According to the crane operator, fire tenders arrived at the scene around 1.5 hours after the fire broke. Initially, 15 fire engines came to the scene and began the rescue effort. Later, almost 30 fire tenders were involved in the efforts to extinguish the fire.
Recurring major fire incidents in Delhi
So far, six significant fires have occurred in the country’s capital. These accidents have claimed the lives of around 200 individuals. Every time there is an inquiry after a fire, it is discovered that carelessness is the leading cause of such events.
Prior to the Mundka tragedy, the most recent significant fire in Delhi occurred on December 8, 2019. Early in the morning, a major fire broke out at a four-storey factory on Rani Jhansi Road in the heart of the city. This terrible fire killed 43 workers in the factory. Earlier this year, on the intervening night of February 11 and 12, a fire broke out at Hotel Arpit in the Karol Bagh, in this incident, 17 persons died.
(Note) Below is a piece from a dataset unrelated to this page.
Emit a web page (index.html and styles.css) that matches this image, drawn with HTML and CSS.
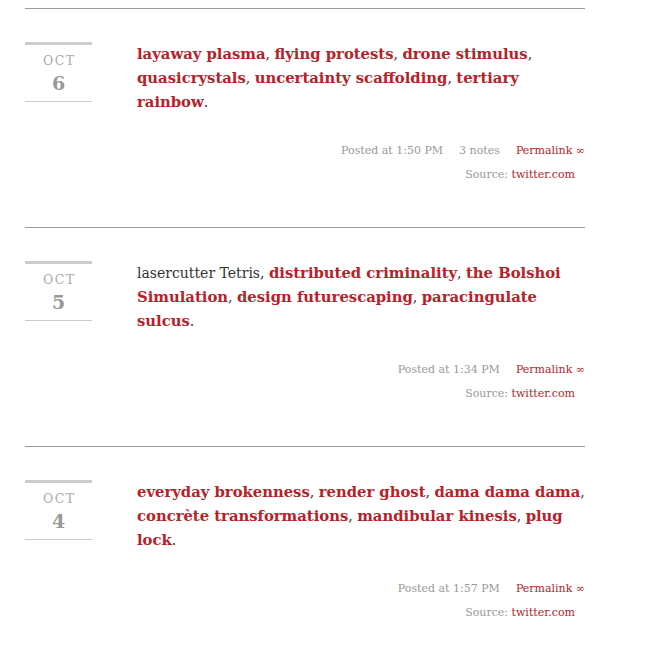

In 2018, there was again a significant fire accident in Delhi. The accident occurred in January 2018, when a fire broke out in an illegal firecracker factory in Bawana, killing 17 persons.
Nevertheless, the Uphaar Cinema fire remains the worst fire disaster in Delhi. On June 13, 1997, there was a devastating fire at Uphaar Cinema in South Delhi. The movie ‘Border’ was playing at the time, and the theatre was jam-packed. This accident claimed the lives of 59 persons. According to witnesses, the fire engines arrived at the scene half an hour later, which resulted in even more casualties.
CM Kejriwal away in Kerala
After such a massive tragedy in his home state, people expecting anything from the serving Chief Minister Arvind Kejriwal were left severely disappointed. After a cursory visit to the site of the tragedy, the CM left for Kerala soon after to continue his political campaign, without elaborating on any plans to curb these regular tragedies in Delhi on this watch.